September is Women in Medicine Month as designated by the American Medical Association (AMA). While women have made gains in medical school applications and enrollments over the past five years, and have comprised over fifty-five percent of first-year medical students in 2022, the equation for health equity and social justice demand greater diversity and inclusion at every level of medical education and healthcare and public health practice and leadership. To solve the current and future complexities of medicine and beyond and to innovate with unbridled creativity, people who identify as women are pivotal to driving such competitive change. But performative diversity without appropriate power sharing across all groups, especially those who have been historically disenfranchised or excluded falls flat of the promise of calculated majorities. As we hopefully use this moment to celebrate and amplify women across public health and preventive medicine, it’s important for us to advocate for the professional concerns of women physicians and the health issues and social needs of women patients. Both the literature and lived experience have taught us that pay inequities, bias and discrimination in life and the workplace, and the challenges of high quality, affordable childcare have presented sturdy barriers to gender and intersectional justice.
 
To advocate and disrupt effectively will require a deeper understanding of how race, ethnicity, gender, socioeconomic status, and sexual orientation, among other identity descriptors intersect and impact health and life outcomes. In reflecting on this month, I recall a recent Lancet publication by Bajaj, Tu, and Stanford which spotlighted the plight of Black women in healthcare in their aptly entitled piece, “Superhuman, but never enough: Black women in medicine.” As the authors note, Black women only comprise 2.8% of the physician workforce, and fewer still are in academic leadership roles. Yet, it is increasingly understood that race and gender concordance are paramount to whole-person, human-centered care for Black populations and other historically excluded groups. With historical and contemporary barriers stacked against the eventuality of Black women entering the field of medicine, pipeline programs to medical education and academic and professional leadership are imperatives alongside community-wide and systematic efforts to wrestle the political and social determinants of life to conspire to equity and justice. And if those odds weren’t staggering enough, once the threshold has been crossed and she earns her way into medical school and residency and then into her professional practice and development, the “closed door” signs and aggressions encountered in White, male dominated spaces are formidable to her culminating success. Still, she rises. Otherwise, we all fall.

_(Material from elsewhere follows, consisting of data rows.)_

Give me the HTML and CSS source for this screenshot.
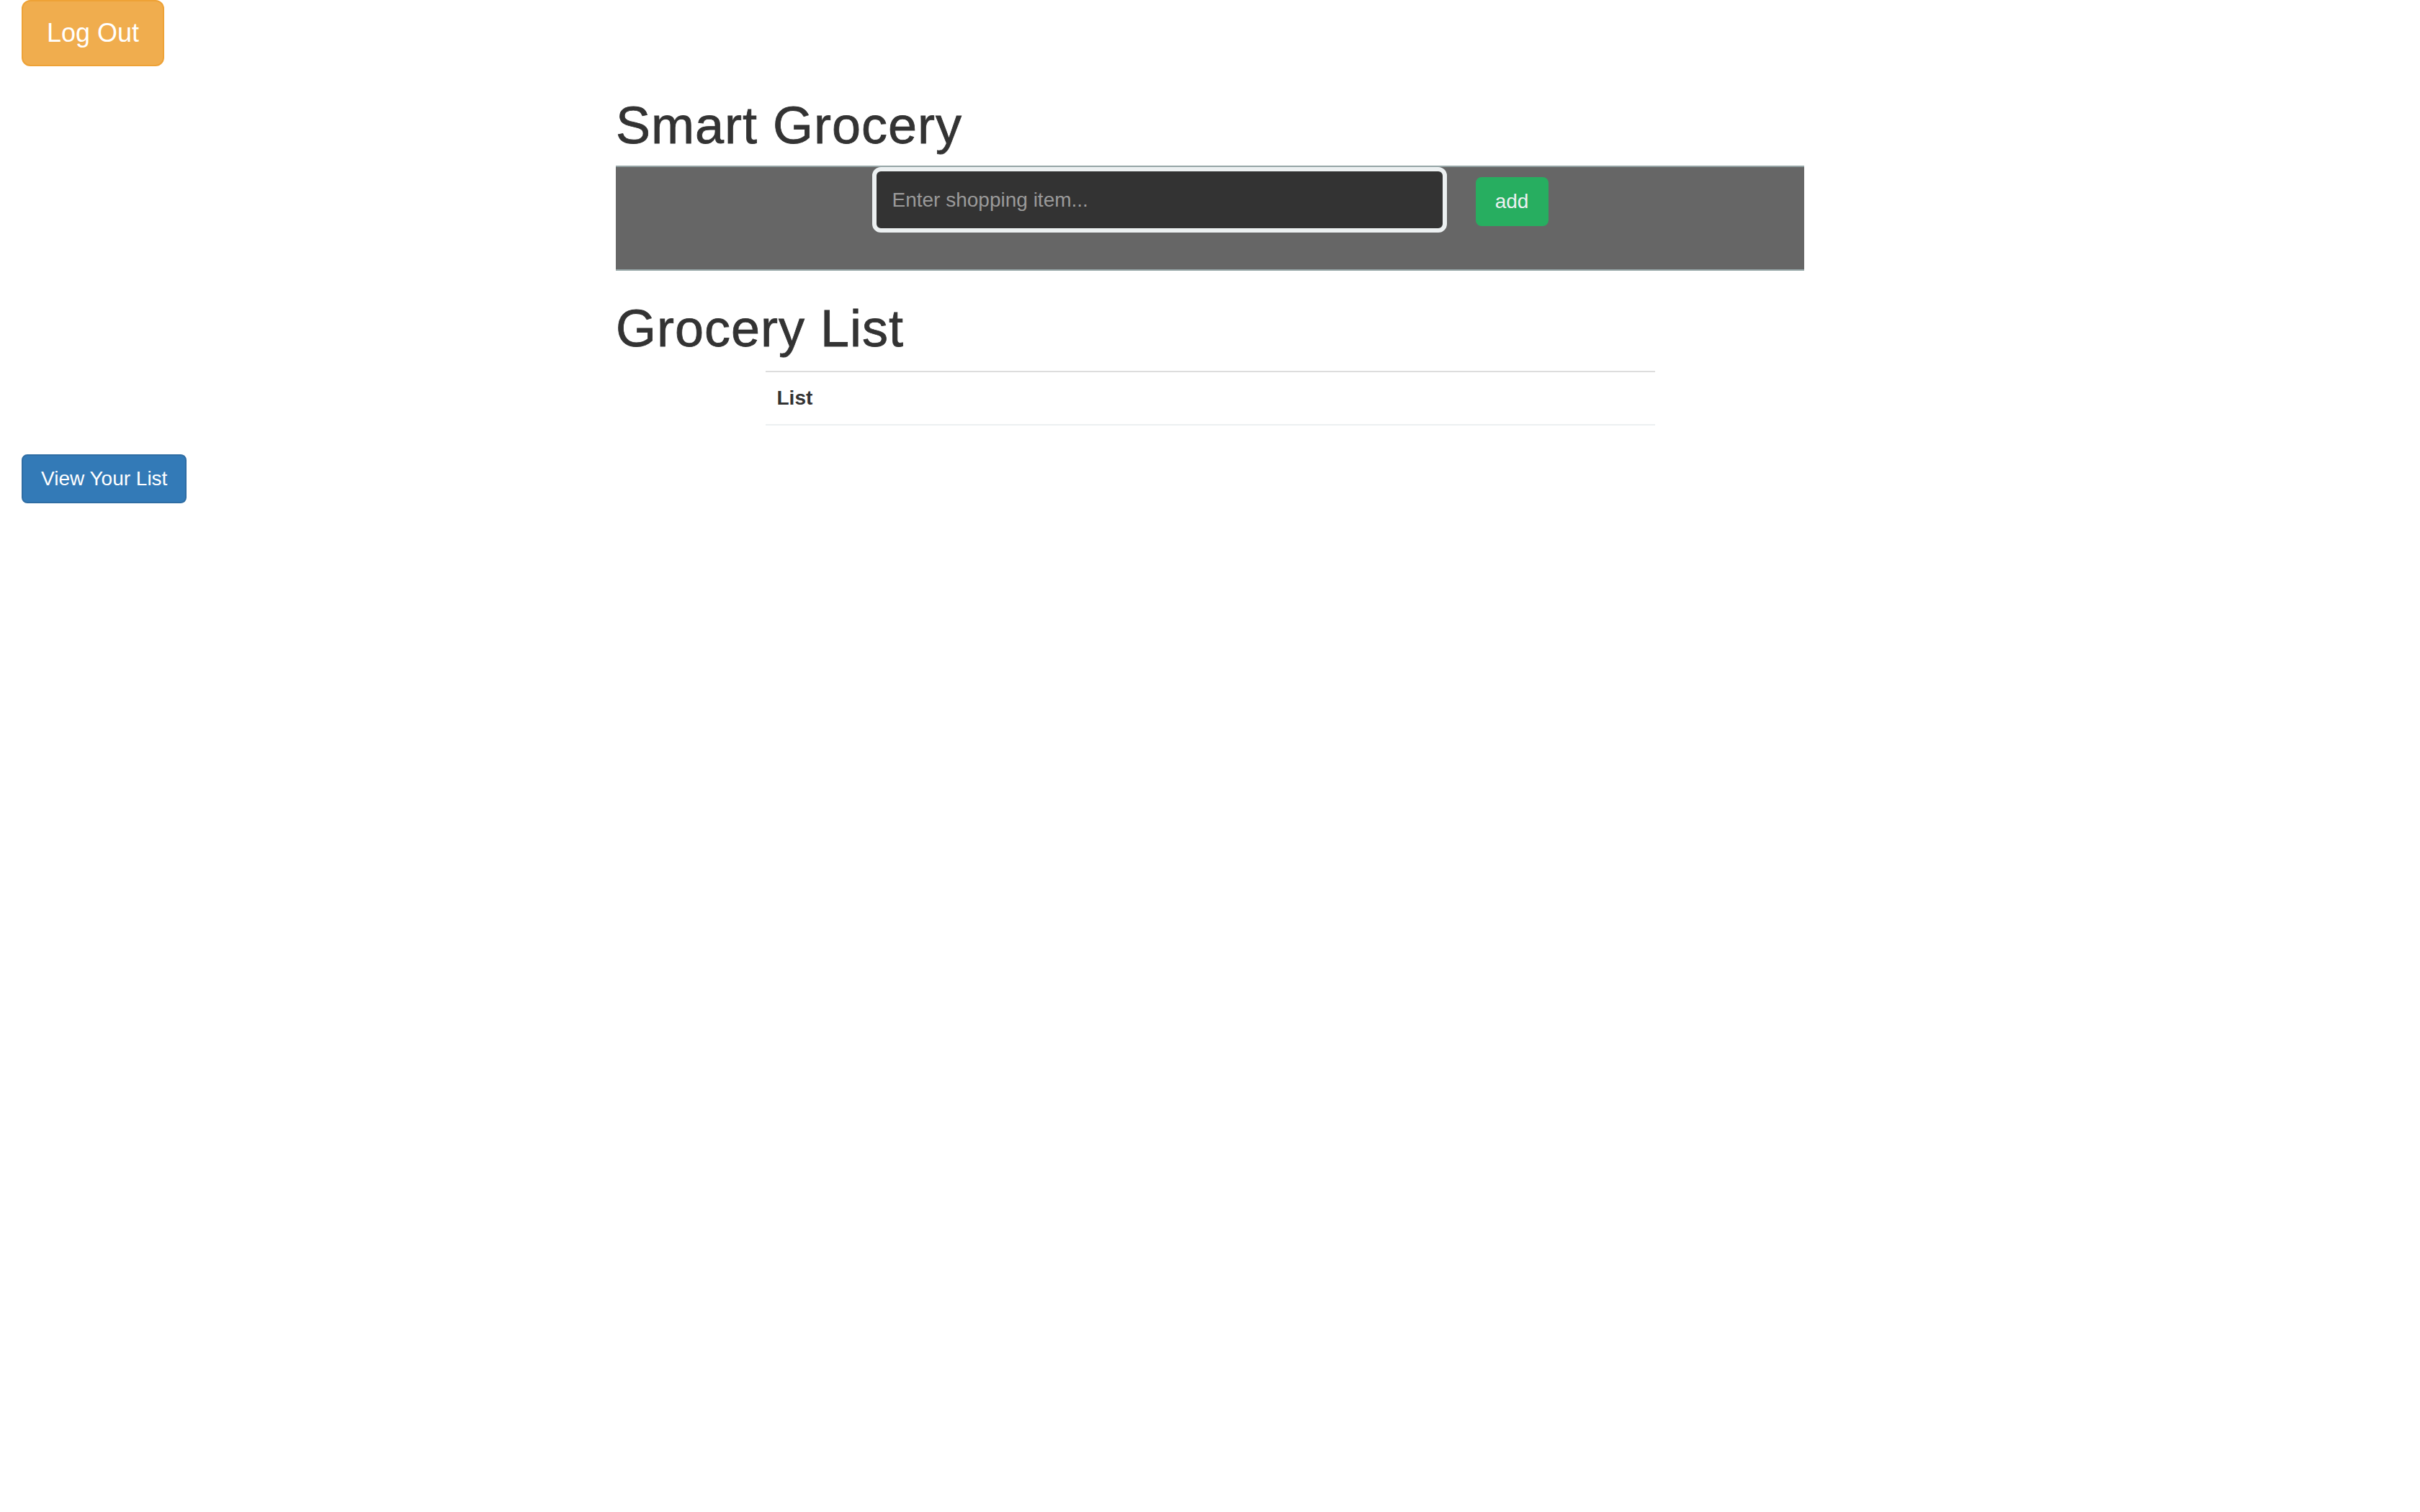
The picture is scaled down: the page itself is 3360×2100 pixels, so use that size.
FILE: index.html
```html
<!DOCTYPE html>
<html lang="en">
<head>
<meta charset="utf-8">
<title>Smart Grocery</title>
<link rel="stylesheet" href="styles.css">
</head>
<body>
<div class="topbar">
  <button class="btn btn-warning btn-lg" type="button">Log Out</button>
</div>
<div class="main">
  <h1 class="title">Smart Grocery</h1>
  <div class="entry-bar">
    <input class="item-input" type="text" placeholder="Enter shopping item...">
    <button class="btn btn-add" type="button">add</button>
  </div>
  <h1 class="list-title">Grocery List</h1>
  <table class="list-table">
    <thead>
      <tr><th>List</th></tr>
    </thead>
  </table>
</div>
<div class="bottombar">
  <button class="btn btn-primary" type="button">View Your List</button>
</div>
</body>
</html>
```

FILE: styles.css
```css
html, body {
  margin: 0;
  padding: 0;
  background: #fff;
}
body {
  font-family: "Liberation Sans", Arial, Helvetica, sans-serif;
  font-size: 28px;
  line-height: 40px;
  color: #333;
}
.btn {
  font-family: inherit;
  display: inline-block;
  border: 2px solid transparent;
  cursor: pointer;
  margin: 0;
}
.topbar {
  padding: 0 30px;
  height: 92px;
}
.btn-warning {
  background: #f0ad4e;
  border-color: #eea236;
  color: #fff;
}
.btn-lg {
  font-size: 36px;
  line-height: 48px;
  padding: 20px 33px;
  border-radius: 12px;
}
.main {
  width: 1650px;
  margin: 0 auto;
}
.title,
.list-title {
  font-size: 72px;
  line-height: 79px;
  font-weight: 500;
  color: #333;
  letter-spacing: 1px;
  -webkit-text-stroke: 0.8px #333;
}
.title {
  margin: 43px 0 16px;
}
.list-title {
  margin: 41px 0 19px;
}
.entry-bar {
  background: #666;
  border-top: 2px solid #95a5a6;
  border-bottom: 2px solid #95a5a6;
  height: 142px;
  display: flex;
  justify-content: center;
  align-items: flex-start;
  gap: 40px;
}
.item-input {
  box-sizing: border-box;
  width: 798px;
  height: 91px;
  margin: 0;
  border: 6px solid #ecf0f1;
  border-radius: 12px;
  background: #333;
  color: #fff;
  font-family: inherit;
  font-size: 28px;
  padding: 0 22px;
  outline: none;
}
.item-input::placeholder {
  color: #9a9a9a;
  opacity: 1;
}
.btn-add {
  box-sizing: border-box;
  margin-top: 14px;
  height: 68px;
  width: 101px;
  padding: 0;
  font-size: 28px;
  line-height: 64px;
  background: #27ae60;
  border-color: #27ae60;
  border-radius: 8px;
  color: #ecf0f1;
}
.list-table {
  width: 1235px;
  margin: 0 auto 40px;
  border-collapse: collapse;
  border-spacing: 0;
}
.list-table th {
  text-align: left;
  font-weight: bold;
  font-size: 28px;
  line-height: 40px;
  padding: 16px;
  border-top: 2px solid #ddd;
  border-bottom: 2px solid #ecf0f1;
}
.bottombar {
  padding: 0 30px;
}
.btn-primary {
  box-sizing: border-box;
  height: 68px;
  font-size: 28px;
  line-height: 40px;
  padding: 12px 25px;
  border-radius: 8px;
  background: #337ab7;
  border-color: #2e6da4;
  color: #fff;
}
```
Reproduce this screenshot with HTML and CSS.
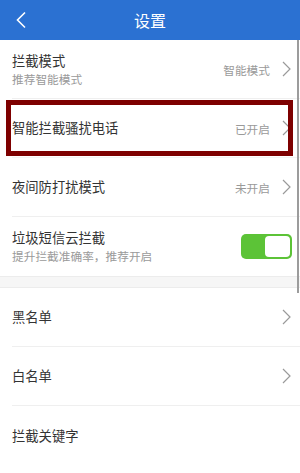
FILE: index.html
```html
<!DOCTYPE html>
<html lang="zh-CN">
<head>
<meta charset="utf-8">
<title>设置</title>
<link rel="stylesheet" href="styles.css">
</head>
<body>
<div class="screen">
  <header class="topbar">
    <span class="back">
      <svg width="12" height="18" viewBox="0 0 12 18"><polyline points="10,1.5 2.5,9 10,16.5" fill="none" stroke="#fff" stroke-width="1.6"/></svg>
    </span>
    <h1 class="title">设置</h1>
    <span></span>
  </header>

  <section class="group">
    <div class="row">
      <div class="texts">
        <div class="label">拦截模式</div>
        <div class="sub">推荐智能模式</div>
      </div>
      <span class="value">智能模式</span>
      <svg class="chev" width="9" height="16" viewBox="0 0 9 16"><polyline points="1,1 8,8 1,15" fill="none" stroke="#9a9a9a" stroke-width="1.2"/></svg>
    </div>
    <div class="row highlight">
      <div class="texts">
        <div class="label">智能拦截骚扰电话</div>
      </div>
      <span class="value">已开启</span>
      <svg class="chev" width="9" height="16" viewBox="0 0 9 16"><polyline points="1,1 8,8 1,15" fill="none" stroke="#9a9a9a" stroke-width="1.2"/></svg>
    </div>
    <div class="row">
      <div class="texts">
        <div class="label">夜间防打扰模式</div>
      </div>
      <span class="value">未开启</span>
      <svg class="chev" width="9" height="16" viewBox="0 0 9 16"><polyline points="1,1 8,8 1,15" fill="none" stroke="#9a9a9a" stroke-width="1.2"/></svg>
    </div>
    <div class="row last">
      <div class="texts">
        <div class="label">垃圾短信云拦截</div>
        <div class="sub">提升拦截准确率，推荐开启</div>
      </div>
      <span class="toggle"><span class="knob"></span></span>
    </div>
  </section>

  <div class="gap"></div>

  <section class="group">
    <div class="row">
      <div class="texts"><div class="label">黑名单</div></div>
      <svg class="chev" width="9" height="16" viewBox="0 0 9 16"><polyline points="1,1 8,8 1,15" fill="none" stroke="#9a9a9a" stroke-width="1.2"/></svg>
    </div>
    <div class="row">
      <div class="texts"><div class="label">白名单</div></div>
      <svg class="chev" width="9" height="16" viewBox="0 0 9 16"><polyline points="1,1 8,8 1,15" fill="none" stroke="#9a9a9a" stroke-width="1.2"/></svg>
    </div>
    <div class="row last">
      <div class="texts"><div class="label">拦截关键字</div></div>
    </div>
  </section>

  <div class="scrollbar"></div>
</div>
</body>
</html>
```

FILE: styles.css
```css
* { box-sizing: border-box; }
html, body {
  margin: 0;
  padding: 0;
  background: #fff;
}
body {
  font-family: "Noto Sans CJK SC", "Noto Sans", sans-serif;
  color: #333;
}
.screen {
  position: relative;
  width: 300px;
  height: 473px;
  overflow: hidden;
  background: #fff;
}
.topbar {
  height: 40px;
  background: #2b71d2;
  display: grid;
  grid-template-columns: 44px 1fr 44px;
  align-items: center;
}
.back {
  display: flex;
  align-items: center;
  padding-left: 15px;
}
.back svg { display: block; }
.title {
  margin: 0;
  text-align: center;
  color: #fff;
  font-size: 16px;
  font-weight: normal;
  line-height: 1;
}
.group {
  display: flex;
  flex-direction: column;
}
.row {
  position: relative;
  height: 59px;
  margin-left: 12px;
  padding-right: 9px;
  display: flex;
  align-items: center;
  border-bottom: 1px solid #efefef;
}
.row.last { border-bottom: none; }
.texts {
  flex: 1;
  display: flex;
  flex-direction: column;
  gap: 2px;
}
.label {
  font-size: 13.3px;
  line-height: 16px;
  color: #333;
}
.sub {
  font-size: 11.7px;
  line-height: 15px;
  color: #9a9a9a;
}
.value {
  font-size: 11.7px;
  color: #9a9a9a;
  margin-right: 12px;
}
.chev { display: block; }
.highlight { border-bottom-color: #f4f4f4; }
.highlight::after {
  content: "";
  position: absolute;
  left: -6px;
  right: 7px;
  top: 1px;
  bottom: 1px;
  border: 5px solid #7e0000;
  pointer-events: none;
}
.toggle {
  width: 51px;
  height: 25px;
  border-radius: 5px;
  background: #5cc337;
  padding: 2px;
  display: flex;
  justify-content: flex-end;
  margin-right: -1px;
}
.knob {
  width: 25px;
  height: 21px;
  background: #fff;
  border-radius: 4px;
}
.gap {
  height: 12px;
  background: #f6f6f6;
  border-top: 1px solid #ececec;
  border-bottom: 1px solid #ececec;
}
.scrollbar {
  position: absolute;
  right: 1px;
  top: 40px;
  width: 2px;
  height: 253px;
  background: #9c9c9c;
}
```
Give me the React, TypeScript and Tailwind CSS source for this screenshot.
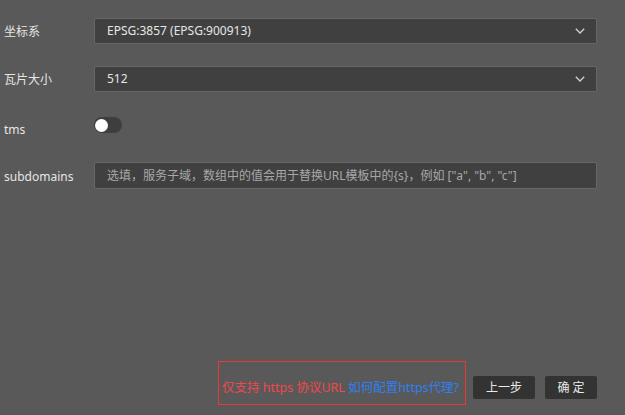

While the truth is sobering, these celebratory months present a triple aim. To celebrate success, diagnose systemic failures, and plot present and future change. And though so much more can be said, this is a pinpoint opportunity to consider the future of our own field across three dynamic parameters: 1) how to identify, recruit, and sustain the most diverse and inclusive people to enter medicine and the practice of preventive medicine and public health; 2) how to position preventive medicine as a key component of health ecosystems change to achieve health equity and social justice; and 3) how to advocate, agitate, and disrupt in socially and culturally fluent ways that drives hubs of individual and population-level healing. And we need women in positions of power and influence, and allies and co-conspirators to do be able to do that.